Records with interface code:
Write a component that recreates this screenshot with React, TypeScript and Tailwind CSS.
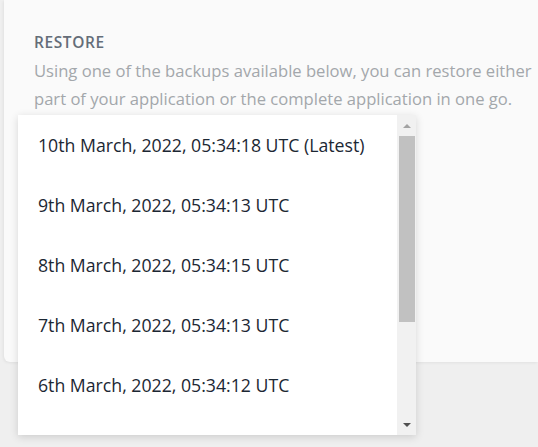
import React from 'react';

const backups = [
  '10th March, 2022, 05:34:18 UTC (Latest)',
  '9th March, 2022, 05:34:13 UTC',
  '8th March, 2022, 05:34:15 UTC',
  '7th March, 2022, 05:34:13 UTC',
  '6th March, 2022, 05:34:12 UTC',
];

export default function App() {
  return (
    <div
      className="h-[447px] w-[538px] overflow-hidden bg-[#efefef] pl-[4px]"
      style={{ fontFamily: '"Open Sans", Lato, sans-serif' }}
    >
      {/* Card */}
      <div className="relative h-[362px] rounded-bl-[6px] bg-[#fafafa] pl-[30px] pt-[32px] shadow-[-1px_1px_3px_rgba(0,0,0,0.06)]">
        <h2 className="text-[15.5px] font-semibold leading-[21px] tracking-[0.6px] text-[#646d78]">RESTORE</h2>
        <p className="mt-[4px] w-[502px] text-[16.6px] leading-[28px] text-[#a3a7ab]">
          Using one of the backups available below, you can restore either part of your application or the complete
          application in one go.
        </p>

        {/* Listbox dropdown */}
        <div className="absolute left-[14px] top-[115px] flex h-[320px] w-[398px] bg-white shadow-[0_2px_8px_rgba(0,0,0,0.15)]">
          <ul className="flex-1">
            {backups.map((b) => (
              <li key={b} className="flex h-[60px] items-center pl-[20px] text-[17.7px] text-[#1c2733]">
                {b}
              </li>
            ))}
          </ul>
          {/* Scrollbar */}
          <div className="flex w-[19px] flex-col items-center bg-[#f1f1f1]">
            <div className="flex h-[21px] items-center justify-center">
              <div className="h-0 w-0 border-x-[4px] border-b-[4px] border-x-transparent border-b-[#a3a3a3]" />
            </div>
            <div className="h-[186px] w-[16px] bg-[#c1c1c1]" />
            <div className="flex-1" />
            <div className="flex h-[21px] items-center justify-center">
              <div className="h-0 w-0 border-x-[4px] border-t-[4px] border-x-transparent border-t-[#505050]" />
            </div>
          </div>
        </div>
      </div>
    </div>
  );
}
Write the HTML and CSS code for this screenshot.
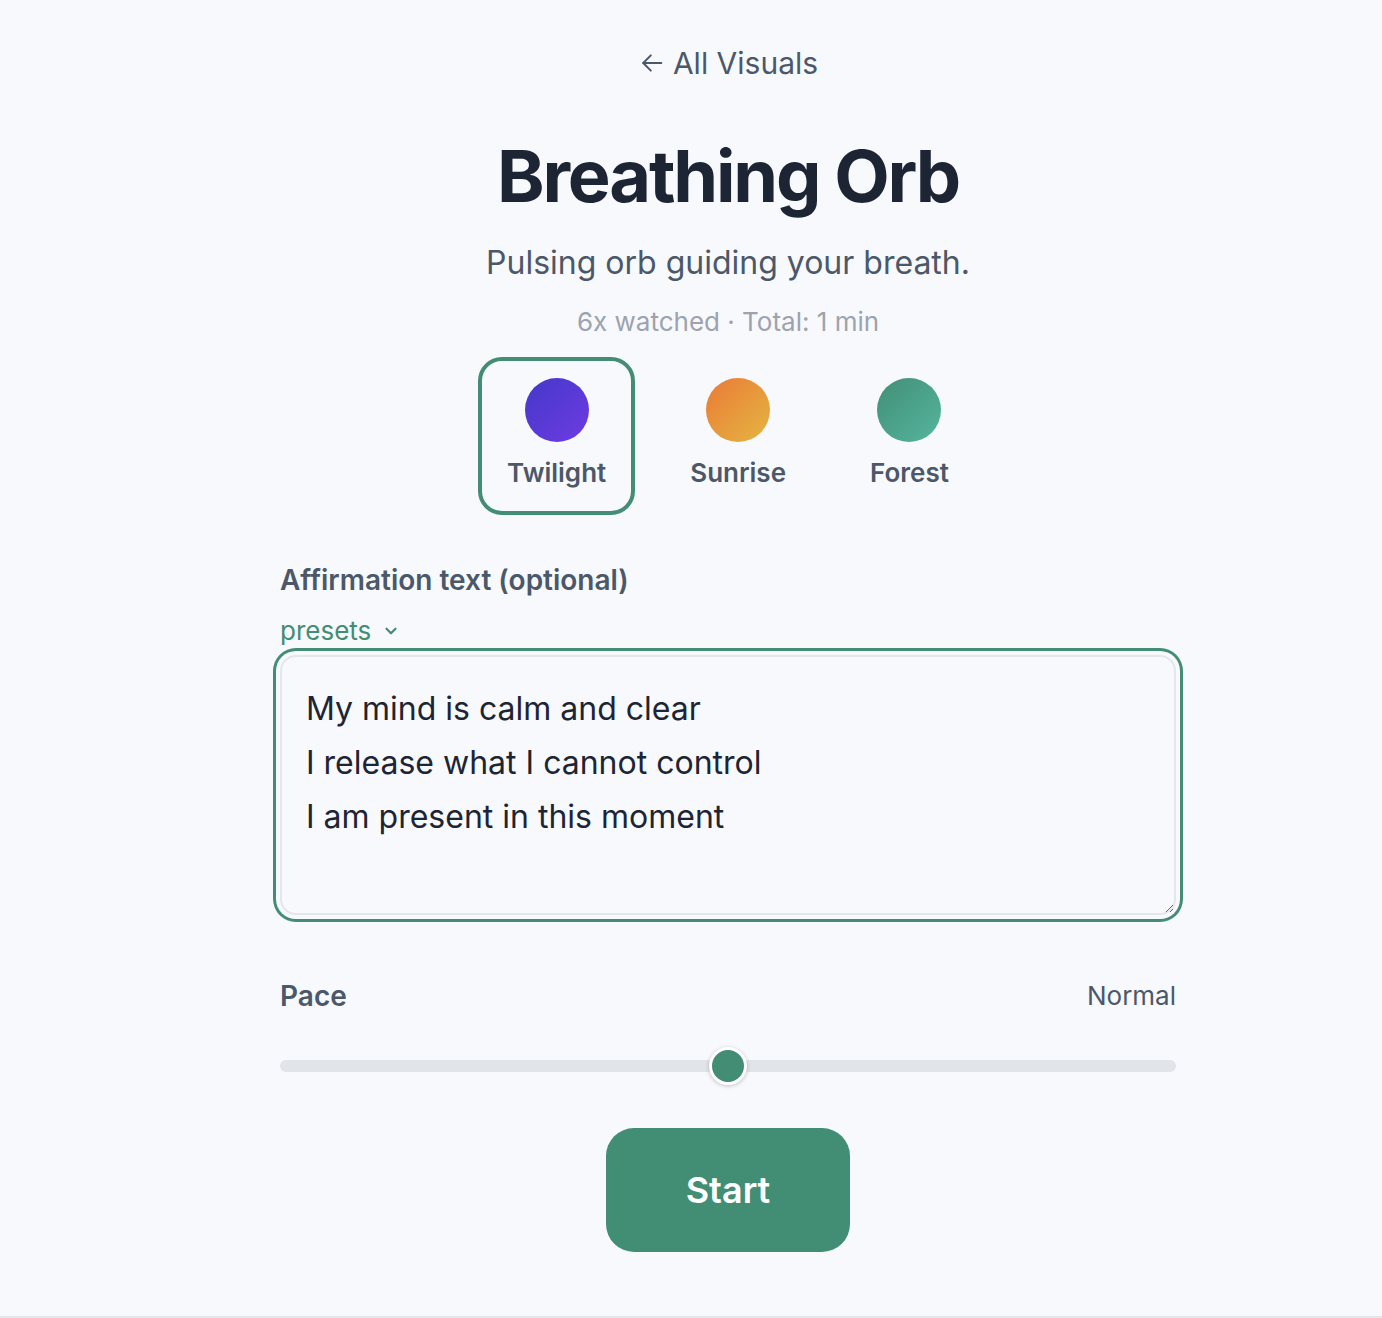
FILE: index.html
```html
<!DOCTYPE html>
<html lang="en">
<head>
<meta charset="utf-8">
<title>Breathing Orb</title>
<link rel="stylesheet" href="styles.css">
</head>
<body>
<div class="screen">
  <main class="page">
    <a class="back" href="#">
      <svg class="back-icon" width="28" height="28" viewBox="0 0 24 24" fill="none" stroke="currentColor" stroke-width="1.7" stroke-linecap="round" stroke-linejoin="round"><path d="M20 12H4.5"/><path d="M11 5.5L4.5 12l6.5 6.5"/></svg>
      <span>All Visuals</span>
    </a>
    <h1 class="title">Breathing Orb</h1>
    <p class="subtitle">Pulsing orb guiding your breath.</p>
    <p class="meta">6x watched · Total: 1 min</p>

    <div class="themes">
      <button class="theme is-active">
        <span class="orb orb-twilight"></span>
        <span class="theme-label">Twilight</span>
      </button>
      <button class="theme">
        <span class="orb orb-sunrise"></span>
        <span class="theme-label">Sunrise</span>
      </button>
      <button class="theme">
        <span class="orb orb-forest"></span>
        <span class="theme-label">Forest</span>
      </button>
    </div>

    <section class="field">
      <div class="field-label">Affirmation text (optional)</div>
      <button class="presets">presets
        <svg width="18" height="18" viewBox="0 0 16 16" fill="none" stroke="currentColor" stroke-width="1.9" stroke-linecap="round" stroke-linejoin="round"><path d="M4 6l4 4 4-4"/></svg>
      </button>
      <textarea class="affirm">My mind is calm and clear
I release what I cannot control
I am present in this moment</textarea>
    </section>

    <section class="pace">
      <div class="pace-row">
        <span class="field-label">Pace</span>
        <span class="pace-value">Normal</span>
      </div>
      <div class="slider">
        <div class="track"></div>
        <div class="thumb"></div>
      </div>
    </section>

    <div class="actions">
      <button class="start">Start</button>
    </div>
  </main>
</div>
</body>
</html>
```
FILE: styles.css
```css
* { box-sizing: border-box; }
html, body { margin: 0; padding: 0; }
body {
  background: #f8f9fc;
  font-family: Inter, "Noto Sans", "Liberation Sans", sans-serif;
  color: #1e293b;
}
.screen {
  min-height: 1318px;
  border-bottom: 2px solid #e4e6ea;
}
.page {
  width: 896px;
  margin-left: 280px;
  padding-top: 43px;
  display: flex;
  flex-direction: column;
  align-items: center;
}
.back {
  display: flex;
  align-items: center;
  gap: 7px;
  font-size: 30px;
  line-height: 40px;
  color: #4b5869;
  text-decoration: none;
}
.back-icon { display: block; }
.title {
  margin: 53px 0 0;
  font-size: 72px;
  line-height: 80px;
  font-weight: 700;
  letter-spacing: -0.03em;
  color: #1d2535;
}
.subtitle {
  margin: 27px 0 0;
  font-size: 32px;
  line-height: 40px;
  color: #4b5869;
}
.meta {
  margin: 23px 0 0;
  font-size: 26px;
  line-height: 32px;
  color: #9ca3af;
}
.themes {
  margin-top: 19px;
  display: flex;
  gap: 26px;
}
.theme {
  display: flex;
  flex-direction: column;
  align-items: center;
  gap: 13px;
  padding: 17px 25px 20px;
  border: 4px solid transparent;
  border-radius: 24px;
  background: transparent;
  font-family: inherit;
  cursor: pointer;
}
.theme.is-active { border-color: #428d73; }
.orb {
  width: 64px;
  height: 64px;
  border-radius: 50%;
  display: block;
}
.orb-twilight { background: linear-gradient(135deg, #4438c8, #6f3be3); }
.orb-sunrise { background: linear-gradient(135deg, #ea7a36, #e4b642); }
.orb-forest { background: linear-gradient(135deg, #428f75, #55b59f); }
.theme-label {
  font-size: 26px;
  line-height: 36px;
  font-weight: 600;
  color: #4b5869;
}
.field {
  align-self: stretch;
  margin-top: 47px;
  display: flex;
  flex-direction: column;
  align-items: flex-start;
}
.field-label {
  font-size: 28px;
  line-height: 36px;
  font-weight: 600;
  color: #4b5869;
}
.presets {
  margin-top: 17px;
  padding: 0;
  border: 0;
  background: transparent;
  font-family: inherit;
  font-size: 26px;
  line-height: 32px;
  color: #428d73;
  display: flex;
  align-items: center;
  gap: 11px;
}
.presets svg { display: block; }
.affirm {
  margin-top: 8px;
  width: 100%;
  height: 260px;
  padding: 25px 24px 21px;
  border: 2px solid #e3e6ea;
  border-radius: 16px;
  background: #f8f9fc;
  font-family: inherit;
  font-size: 32px;
  line-height: 54px;
  color: #1d2535;
  box-shadow: 0 0 0 4px #f8f9fc, 0 0 0 7px #428d73;
  outline: none;
  display: block;
}
.pace {
  align-self: stretch;
  margin-top: 63px;
}
.pace-row {
  display: flex;
  justify-content: space-between;
  align-items: center;
}
.pace-value {
  font-size: 26px;
  line-height: 36px;
  color: #4b5869;
}
.slider {
  position: relative;
  margin-top: 46px;
  height: 12px;
}
.track {
  height: 12px;
  border-radius: 6px;
  background: #e1e4e8;
}
.thumb {
  position: absolute;
  left: 50%;
  top: 50%;
  width: 38px;
  height: 38px;
  margin: -19px 0 0 -19px;
  border-radius: 50%;
  background: #428d73;
  border: 3px solid #ffffff;
  box-shadow: 0 1px 4px rgba(0, 0, 0, 0.22);
}
.actions {
  margin-top: 56px;
  display: flex;
  justify-content: center;
}
.start {
  width: 244px;
  height: 124px;
  border: 0;
  border-radius: 28px;
  background: #428e74;
  color: #ffffff;
  font-family: inherit;
  font-size: 36px;
  font-weight: 600;
  cursor: pointer;
}
```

▶ [Task goal] Leave the images out, please, and restate each line word for word.

▶ [Complete output]
Write a component that recreates this screenshot with React, TypeScript and Tailwind CSS.
import React from 'react';

const backups = [
  '10th March, 2022, 05:34:18 UTC (Latest)',
  '9th March, 2022, 05:34:13 UTC',
  '8th March, 2022, 05:34:15 UTC',
  '7th March, 2022, 05:34:13 UTC',
  '6th March, 2022, 05:34:12 UTC',
];

export default function App() {
  return (
    <div
      className="h-[447px] w-[538px] overflow-hidden bg-[#efefef] pl-[4px]"
      style={{ fontFamily: '"Open Sans", Lato, sans-serif' }}
    >
      {/* Card */}
      <div className="relative h-[362px] rounded-bl-[6px] bg-[#fafafa] pl-[30px] pt-[32px] shadow-[-1px_1px_3px_rgba(0,0,0,0.06)]">
        <h2 className="text-[15.5px] font-semibold leading-[21px] tracking-[0.6px] text-[#646d78]">RESTORE</h2>
        <p className="mt-[4px] w-[502px] text-[16.6px] leading-[28px] text-[#a3a7ab]">
          Using one of the backups available below, you can restore either part of your application or the complete
          application in one go.
        </p>

        {/* Listbox dropdown */}
        <div className="absolute left-[14px] top-[115px] flex h-[320px] w-[398px] bg-white shadow-[0_2px_8px_rgba(0,0,0,0.15)]">
          <ul className="flex-1">
            {backups.map((b) => (
              <li key={b} className="flex h-[60px] items-center pl-[20px] text-[17.7px] text-[#1c2733]">
                {b}
              </li>
            ))}
          </ul>
          {/* Scrollbar */}
          <div className="flex w-[19px] flex-col items-center bg-[#f1f1f1]">
            <div className="flex h-[21px] items-center justify-center">
              <div className="h-0 w-0 border-x-[4px] border-b-[4px] border-x-transparent border-b-[#a3a3a3]" />
            </div>
            <div className="h-[186px] w-[16px] bg-[#c1c1c1]" />
            <div className="flex-1" />
            <div className="flex h-[21px] items-center justify-center">
              <div className="h-0 w-0 border-x-[4px] border-t-[4px] border-x-transparent border-t-[#505050]" />
            </div>
          </div>
        </div>
      </div>
    </div>
  );
}
Write the HTML and CSS code for this screenshot.
FILE: index.html
```html
<!DOCTYPE html>
<html lang="en">
<head>
<meta charset="utf-8">
<title>Breathing Orb</title>
<link rel="stylesheet" href="styles.css">
</head>
<body>
<div class="screen">
  <main class="page">
    <a class="back" href="#">
      <svg class="back-icon" width="28" height="28" viewBox="0 0 24 24" fill="none" stroke="currentColor" stroke-width="1.7" stroke-linecap="round" stroke-linejoin="round"><path d="M20 12H4.5"/><path d="M11 5.5L4.5 12l6.5 6.5"/></svg>
      <span>All Visuals</span>
    </a>
    <h1 class="title">Breathing Orb</h1>
    <p class="subtitle">Pulsing orb guiding your breath.</p>
    <p class="meta">6x watched · Total: 1 min</p>

    <div class="themes">
      <button class="theme is-active">
        <span class="orb orb-twilight"></span>
        <span class="theme-label">Twilight</span>
      </button>
      <button class="theme">
        <span class="orb orb-sunrise"></span>
        <span class="theme-label">Sunrise</span>
      </button>
      <button class="theme">
        <span class="orb orb-forest"></span>
        <span class="theme-label">Forest</span>
      </button>
    </div>

    <section class="field">
      <div class="field-label">Affirmation text (optional)</div>
      <button class="presets">presets
        <svg width="18" height="18" viewBox="0 0 16 16" fill="none" stroke="currentColor" stroke-width="1.9" stroke-linecap="round" stroke-linejoin="round"><path d="M4 6l4 4 4-4"/></svg>
      </button>
      <textarea class="affirm">My mind is calm and clear
I release what I cannot control
I am present in this moment</textarea>
    </section>

    <section class="pace">
      <div class="pace-row">
        <span class="field-label">Pace</span>
        <span class="pace-value">Normal</span>
      </div>
      <div class="slider">
        <div class="track"></div>
        <div class="thumb"></div>
      </div>
    </section>

    <div class="actions">
      <button class="start">Start</button>
    </div>
  </main>
</div>
</body>
</html>
```
FILE: styles.css
```css
* { box-sizing: border-box; }
html, body { margin: 0; padding: 0; }
body {
  background: #f8f9fc;
  font-family: Inter, "Noto Sans", "Liberation Sans", sans-serif;
  color: #1e293b;
}
.screen {
  min-height: 1318px;
  border-bottom: 2px solid #e4e6ea;
}
.page {
  width: 896px;
  margin-left: 280px;
  padding-top: 43px;
  display: flex;
  flex-direction: column;
  align-items: center;
}
.back {
  display: flex;
  align-items: center;
  gap: 7px;
  font-size: 30px;
  line-height: 40px;
  color: #4b5869;
  text-decoration: none;
}
.back-icon { display: block; }
.title {
  margin: 53px 0 0;
  font-size: 72px;
  line-height: 80px;
  font-weight: 700;
  letter-spacing: -0.03em;
  color: #1d2535;
}
.subtitle {
  margin: 27px 0 0;
  font-size: 32px;
  line-height: 40px;
  color: #4b5869;
}
.meta {
  margin: 23px 0 0;
  font-size: 26px;
  line-height: 32px;
  color: #9ca3af;
}
.themes {
  margin-top: 19px;
  display: flex;
  gap: 26px;
}
.theme {
  display: flex;
  flex-direction: column;
  align-items: center;
  gap: 13px;
  padding: 17px 25px 20px;
  border: 4px solid transparent;
  border-radius: 24px;
  background: transparent;
  font-family: inherit;
  cursor: pointer;
}
.theme.is-active { border-color: #428d73; }
.orb {
  width: 64px;
  height: 64px;
  border-radius: 50%;
  display: block;
}
.orb-twilight { background: linear-gradient(135deg, #4438c8, #6f3be3); }
.orb-sunrise { background: linear-gradient(135deg, #ea7a36, #e4b642); }
.orb-forest { background: linear-gradient(135deg, #428f75, #55b59f); }
.theme-label {
  font-size: 26px;
  line-height: 36px;
  font-weight: 600;
  color: #4b5869;
}
.field {
  align-self: stretch;
  margin-top: 47px;
  display: flex;
  flex-direction: column;
  align-items: flex-start;
}
.field-label {
  font-size: 28px;
  line-height: 36px;
  font-weight: 600;
  color: #4b5869;
}
.presets {
  margin-top: 17px;
  padding: 0;
  border: 0;
  background: transparent;
  font-family: inherit;
  font-size: 26px;
  line-height: 32px;
  color: #428d73;
  display: flex;
  align-items: center;
  gap: 11px;
}
.presets svg { display: block; }
.affirm {
  margin-top: 8px;
  width: 100%;
  height: 260px;
  padding: 25px 24px 21px;
  border: 2px solid #e3e6ea;
  border-radius: 16px;
  background: #f8f9fc;
  font-family: inherit;
  font-size: 32px;
  line-height: 54px;
  color: #1d2535;
  box-shadow: 0 0 0 4px #f8f9fc, 0 0 0 7px #428d73;
  outline: none;
  display: block;
}
.pace {
  align-self: stretch;
  margin-top: 63px;
}
.pace-row {
  display: flex;
  justify-content: space-between;
  align-items: center;
}
.pace-value {
  font-size: 26px;
  line-height: 36px;
  color: #4b5869;
}
.slider {
  position: relative;
  margin-top: 46px;
  height: 12px;
}
.track {
  height: 12px;
  border-radius: 6px;
  background: #e1e4e8;
}
.thumb {
  position: absolute;
  left: 50%;
  top: 50%;
  width: 38px;
  height: 38px;
  margin: -19px 0 0 -19px;
  border-radius: 50%;
  background: #428d73;
  border: 3px solid #ffffff;
  box-shadow: 0 1px 4px rgba(0, 0, 0, 0.22);
}
.actions {
  margin-top: 56px;
  display: flex;
  justify-content: center;
}
.start {
  width: 244px;
  height: 124px;
  border: 0;
  border-radius: 28px;
  background: #428e74;
  color: #ffffff;
  font-family: inherit;
  font-size: 36px;
  font-weight: 600;
  cursor: pointer;
}
```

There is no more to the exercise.